Alf has some advice for an Invercargill woman who has been given 21 days to dispose of 22 of the cats at her city home.
She would be doing our export drive a favour if she takes this advice, which is to slaughter the cats and ship them off to a country where the people fancy making a meal of a moggy.
The woman is Averil Gardiner.
A district court judge has found charges against her proved.
Neighbours and the Invercargill City Council have been trying since 2011 to persuade Gardiner to give up most or all of her estimated 25 or 26 cats.
Last year she was charged with breaching a council bylaw by failing to comply with a notice instructing her to reduce the number of cats to no more than three, and also faced a Health Act charge of allowing cats to create a nuisance.
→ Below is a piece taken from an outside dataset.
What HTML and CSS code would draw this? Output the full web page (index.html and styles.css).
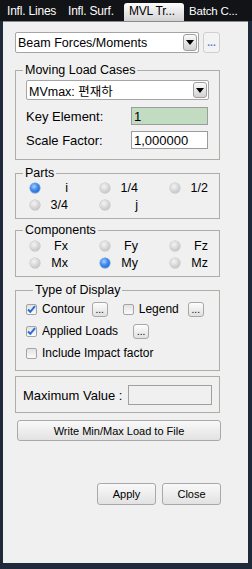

After a judge-alone trial, Judge David Saunders told Gardiner: ”The time has come for reality to sink in”, convicting her, fining her, and ordering her to dispose of all her cats bar three.
Fair to say, this Gardiner woman has a few options to consider other than the one being suggested by the hard-working member for Eketahuna North.
Sarah McKenzie, who appeared for the council, said the SPCA was available to ”take the cats away tomorrow” [Wednesday], but Gardiner’s counsel, Simon Claver, said Gardiner had approached a cat-fostering group which needed three weeks to find homes for the animals.
The judge said he was satisfied from the evidence that Gardiner had many cats on her property and her lack of control had created a nuisance for neighbours.
On the charge of breaching the bylaw he fined her $400 – the maximum penalty available is $500 – and ordered her to pay court costs of $130.
He also ordered her to pay $750 towards prosecution costs, saying it was fair she paid something.
Ratepayers and taxpayers had been ”hit with a double whammy” as ratepayers were funding the prosecution and Gardiner was receiving legal aid for her defence, he said.
On the Health Act charge he ordered her to pay court costs of $130 and said the best outcome was for her to comply with the abatement order.
He warned if she did not comply, further charges could be laid and she could face non-compliance fees of $50 a day, plus a significant contribution towards prosecution costs.
Gardiner accordingly has to raise more than a few dollars to pay the fines which is a good reason for her to consider the slaughter option and have the cats turned into good tucker for foreigners with a fondness for it.
So where could the cats be sent to feed hungry citizens?
Just a few weeks ago the Swiss animal welfare charity, SOS Chats Noiraigue, was campaigning to criminalise the eating of cats and dogs in Switzerland. It was claiming that 3% of the country’s population secretly tucks into a bit of moggy. That’d be 240,000 people.
It appears that the Swiss do enjoy eating cats. At least, cat features on traditional Christmas menus in some rural parts of the country. For example, if you’re interested, here’s a recipe for roasted cat.
It’s also legal to buy and sell cat meat there (unlike the UK) so, if you want to eat Felix and his furry friends, there’s nothing stopping you.
The Daily Mirror referred to an interview in a Swiss website in 2012. In this, a Rhine Valley farmer explained how he felt about eating animals we keep as house pets.
He said, “There is nothing odd about it. Meat is meat.”
Mrs Grumble dug out an item that lists several cat-eating countries.
China, Peru, Argentina, Switzerland, Ghana, Cameroon, and Australia (some Aborigines) have some areas which eat cats.
However, none of that is too common in any country. Some countries eat cat meat during war time or poverty or because it is thought to bring good luck or health.
Cats were eaten in other parts of South America during recessions, and ancient recipes for cat stew were found in Spain. Parts of Italy ate cats before WWII, but it has since fallen out of practice.
Dunno how much our export revenue would be swelled by selling these and other moggies to the Swiss or whoever. But every bit helps now that our dairy exports have taken a bit of a dip.